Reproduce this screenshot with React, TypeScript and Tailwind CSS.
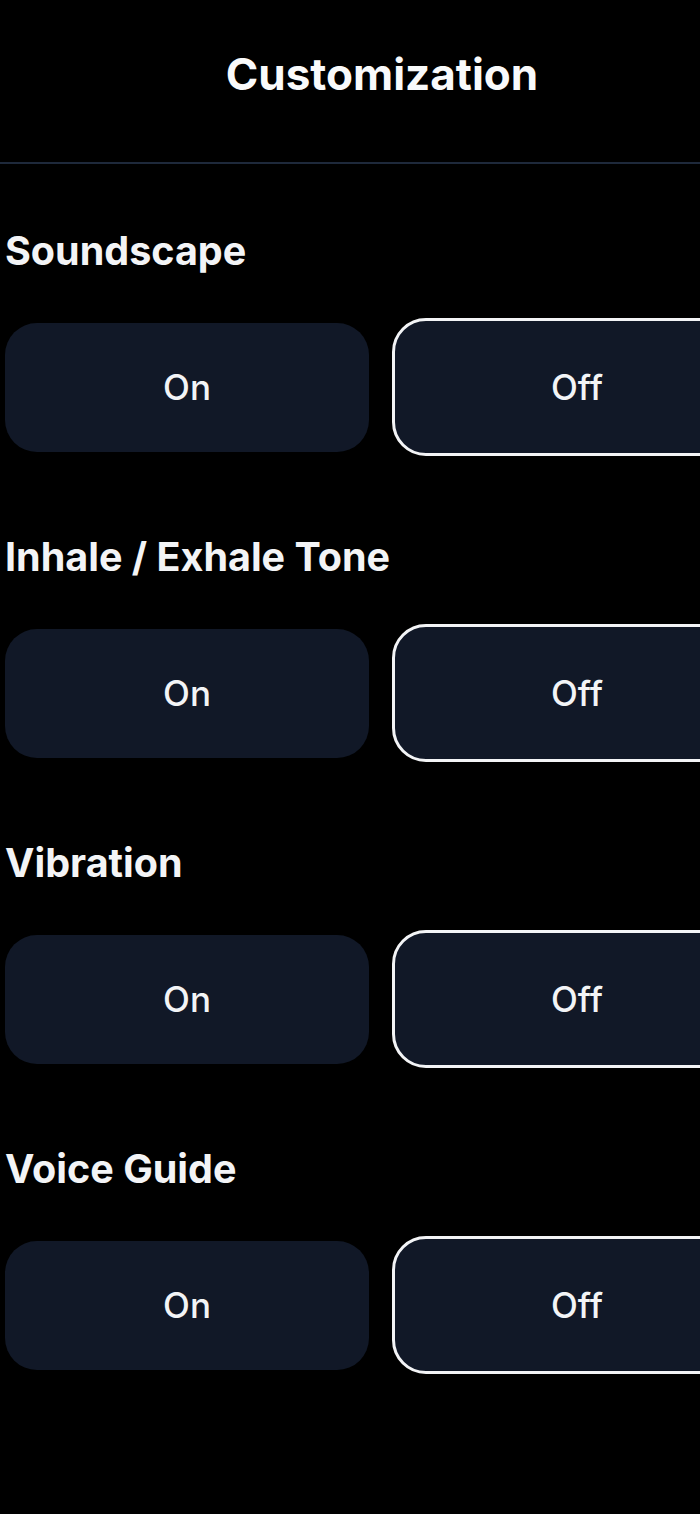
const SETTINGS = ["Soundscape", "Inhale / Exhale Tone", "Vibration", "Voice Guide"];

function Toggle({ label }: { label: string }) {
  return (
    <section className="flex flex-col">
      <h2 className="text-[39.5px] font-bold leading-[40px] text-[#f3f4f6]">{label}</h2>
      <div className="mt-[47px] flex h-[138px] items-center gap-[23px]">
        <button
          type="button"
          className="flex h-[129px] w-[364px] items-center justify-center rounded-[32px] bg-[#111827] text-[35px] font-medium text-[#f3f4f6]"
        >
          On
        </button>
        <button
          type="button"
          className="flex h-[138px] w-[370px] items-center justify-center rounded-[34px] border-[3px] border-[#f3f4f6] bg-[#111827] text-[35px] font-medium text-[#f3f4f6]"
        >
          Off
        </button>
      </div>
    </section>
  );
}

export default function App() {
  return (
    <div className="w-[700px] min-h-[1514px] overflow-hidden bg-black font-['Inter','Noto_Sans',sans-serif]">
      <div className="w-[764px]">
        <header className="flex h-[162px] items-start justify-center pt-[52px]">
          <h1 className="text-[44px] font-bold leading-[44px] text-[#f9fafb]">Customization</h1>
        </header>
        <div className="h-[2px] bg-[#1e293b]" />
        <div className="flex flex-col gap-[81px] pl-[5px] pt-[67px]">
          {SETTINGS.map((s) => (
            <Toggle key={s} label={s} />
          ))}
        </div>
      </div>
    </div>
  );
}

───

Problem description: Omit every picture, then reproduce the rest of the listing exactly.

Answer for this exercise:
Reproduce this screenshot with React, TypeScript and Tailwind CSS.
const SETTINGS = ["Soundscape", "Inhale / Exhale Tone", "Vibration", "Voice Guide"];

function Toggle({ label }: { label: string }) {
  return (
    <section className="flex flex-col">
      <h2 className="text-[39.5px] font-bold leading-[40px] text-[#f3f4f6]">{label}</h2>
      <div className="mt-[47px] flex h-[138px] items-center gap-[23px]">
        <button
          type="button"
          className="flex h-[129px] w-[364px] items-center justify-center rounded-[32px] bg-[#111827] text-[35px] font-medium text-[#f3f4f6]"
        >
          On
        </button>
        <button
          type="button"
          className="flex h-[138px] w-[370px] items-center justify-center rounded-[34px] border-[3px] border-[#f3f4f6] bg-[#111827] text-[35px] font-medium text-[#f3f4f6]"
        >
          Off
        </button>
      </div>
    </section>
  );
}

export default function App() {
  return (
    <div className="w-[700px] min-h-[1514px] overflow-hidden bg-black font-['Inter','Noto_Sans',sans-serif]">
      <div className="w-[764px]">
        <header className="flex h-[162px] items-start justify-center pt-[52px]">
          <h1 className="text-[44px] font-bold leading-[44px] text-[#f9fafb]">Customization</h1>
        </header>
        <div className="h-[2px] bg-[#1e293b]" />
        <div className="flex flex-col gap-[81px] pl-[5px] pt-[67px]">
          {SETTINGS.map((s) => (
            <Toggle key={s} label={s} />
          ))}
        </div>
      </div>
    </div>
  );
}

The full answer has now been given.